Eating should be fun. It’s that simple. But when you have food issues, it can quickly become a dreaded task. When we first learned about Alex’s food issues, my goal was to recreate favorite treats that could be a snack, a dessert, a breakfast and if necessary, a lunch item. Without any of the top 8 allergens. It needed to be nutritious without tasting that way. It needed to taste like “regular” banana bread. This recipe was the answer! It meets all of those things. I make this and freeze it so we always have it on hand, and it is a staple item that I give to friends, regardless of food issues. Kids absolutely love this and NO ONE, and I mean no one can tell this is free of anything!

I have made this recipe into both muffins and bread. To be honest, if you just add frosting to the top, this also passes as banana cake or banana cupcakes!

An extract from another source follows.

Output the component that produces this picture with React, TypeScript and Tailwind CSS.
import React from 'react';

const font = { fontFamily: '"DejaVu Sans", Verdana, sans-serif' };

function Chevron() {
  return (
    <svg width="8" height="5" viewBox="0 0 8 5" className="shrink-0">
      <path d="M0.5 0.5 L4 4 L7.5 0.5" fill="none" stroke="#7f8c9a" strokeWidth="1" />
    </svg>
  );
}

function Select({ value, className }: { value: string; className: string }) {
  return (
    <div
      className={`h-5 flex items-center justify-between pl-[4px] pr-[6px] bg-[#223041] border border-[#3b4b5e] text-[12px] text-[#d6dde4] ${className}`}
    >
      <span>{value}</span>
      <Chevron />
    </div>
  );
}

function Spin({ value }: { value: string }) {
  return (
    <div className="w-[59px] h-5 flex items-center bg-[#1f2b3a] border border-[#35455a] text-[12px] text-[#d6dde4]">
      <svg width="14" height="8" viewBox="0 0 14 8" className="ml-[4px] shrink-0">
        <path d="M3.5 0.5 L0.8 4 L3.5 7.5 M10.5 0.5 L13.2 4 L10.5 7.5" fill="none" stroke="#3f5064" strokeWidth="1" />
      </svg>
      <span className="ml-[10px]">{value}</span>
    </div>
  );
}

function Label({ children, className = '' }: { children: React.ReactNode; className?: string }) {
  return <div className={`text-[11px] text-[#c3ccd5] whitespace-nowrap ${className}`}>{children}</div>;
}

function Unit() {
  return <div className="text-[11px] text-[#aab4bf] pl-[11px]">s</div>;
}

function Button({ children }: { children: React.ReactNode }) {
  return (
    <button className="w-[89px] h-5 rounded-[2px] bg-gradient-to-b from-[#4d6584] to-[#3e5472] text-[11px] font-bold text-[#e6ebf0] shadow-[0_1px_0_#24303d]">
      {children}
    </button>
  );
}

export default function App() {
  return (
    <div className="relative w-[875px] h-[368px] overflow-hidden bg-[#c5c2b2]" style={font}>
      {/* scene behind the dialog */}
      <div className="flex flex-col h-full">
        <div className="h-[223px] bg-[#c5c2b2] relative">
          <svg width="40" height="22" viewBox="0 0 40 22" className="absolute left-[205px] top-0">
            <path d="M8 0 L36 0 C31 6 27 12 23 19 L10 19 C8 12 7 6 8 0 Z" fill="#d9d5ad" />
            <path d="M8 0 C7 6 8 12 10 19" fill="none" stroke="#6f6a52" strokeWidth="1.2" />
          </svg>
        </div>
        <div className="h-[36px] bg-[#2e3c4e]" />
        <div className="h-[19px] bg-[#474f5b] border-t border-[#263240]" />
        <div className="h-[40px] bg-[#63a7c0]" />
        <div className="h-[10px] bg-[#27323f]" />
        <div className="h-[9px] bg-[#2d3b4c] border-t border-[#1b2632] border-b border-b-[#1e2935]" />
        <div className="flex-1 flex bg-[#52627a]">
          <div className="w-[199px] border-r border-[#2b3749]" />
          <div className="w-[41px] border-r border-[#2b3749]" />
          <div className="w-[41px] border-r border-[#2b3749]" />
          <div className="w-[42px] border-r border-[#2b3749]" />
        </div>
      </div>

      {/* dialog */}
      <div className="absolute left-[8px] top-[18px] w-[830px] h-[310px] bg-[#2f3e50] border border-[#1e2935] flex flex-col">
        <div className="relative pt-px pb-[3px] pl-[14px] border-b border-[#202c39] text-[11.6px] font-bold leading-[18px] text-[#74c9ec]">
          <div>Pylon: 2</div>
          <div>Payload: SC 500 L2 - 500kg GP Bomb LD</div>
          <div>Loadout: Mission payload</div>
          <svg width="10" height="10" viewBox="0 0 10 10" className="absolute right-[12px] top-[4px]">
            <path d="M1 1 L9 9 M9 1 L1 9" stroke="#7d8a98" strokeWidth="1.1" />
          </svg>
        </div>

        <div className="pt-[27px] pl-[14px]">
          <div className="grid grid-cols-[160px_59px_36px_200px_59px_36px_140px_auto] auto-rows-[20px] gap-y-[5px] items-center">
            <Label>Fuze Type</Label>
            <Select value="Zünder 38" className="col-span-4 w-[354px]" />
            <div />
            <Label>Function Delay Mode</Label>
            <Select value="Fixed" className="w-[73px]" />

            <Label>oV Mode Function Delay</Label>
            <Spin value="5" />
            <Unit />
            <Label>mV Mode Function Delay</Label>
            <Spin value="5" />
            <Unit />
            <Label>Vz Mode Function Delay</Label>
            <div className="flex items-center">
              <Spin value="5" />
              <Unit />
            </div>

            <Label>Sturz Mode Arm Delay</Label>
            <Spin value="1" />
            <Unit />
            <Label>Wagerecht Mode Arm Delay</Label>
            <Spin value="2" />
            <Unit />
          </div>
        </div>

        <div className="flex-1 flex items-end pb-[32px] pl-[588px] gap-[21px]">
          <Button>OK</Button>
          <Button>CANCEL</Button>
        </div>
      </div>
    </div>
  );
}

Chocolate Chip Oatmeal Banana Bread


  • 1 1/2 c. gluten free flour (if your flour blend includes xanthan gum, eliminate it below)
  • 1/2 c. gluten free oat flour *
  • 1/3 c. packed brown sugar
  • 1/2 c. sugar
  • 2 tsp. baking powder
  • 1 t. baking soda
  • 1 t. xanthan gum
  • 1 t. cinnamon
  • 1/2 t. salt
  • 3 ripe bananas
  • 1/2 c. oil
  • 1/2 c. coconut yogurt
  • 1 Tblsp. vinegar (I use apple cider)
  • 1 t. vanilla


  1. Pre-heat oven to 350(F) and lightly grease standard loaf pan.
  2. Mix all dry ingredients in a bowl.
  3. Mash bananas until there are no lumps left.
  4. Mix together all wet ingredients and add mashed bananas.
  5. Pour dry ingredients into your wet mixture. Mix until combined then fold in 1 1/2 cups dairy free chocolate chips (I use Enjoy Life).
  6. Pour batter into greased loaf pan. Bake at 350 for about an hour or until a toothpick comes out clean. Let sit in pan for 10 minutes and then turn out onto cooling rack. Cool completely before cutting.
  7. ENJOY!!
  8. *Oat Flour - you can easily make your own, just place 1 cup of gluten free oats into a food processor and pulse until finally ground.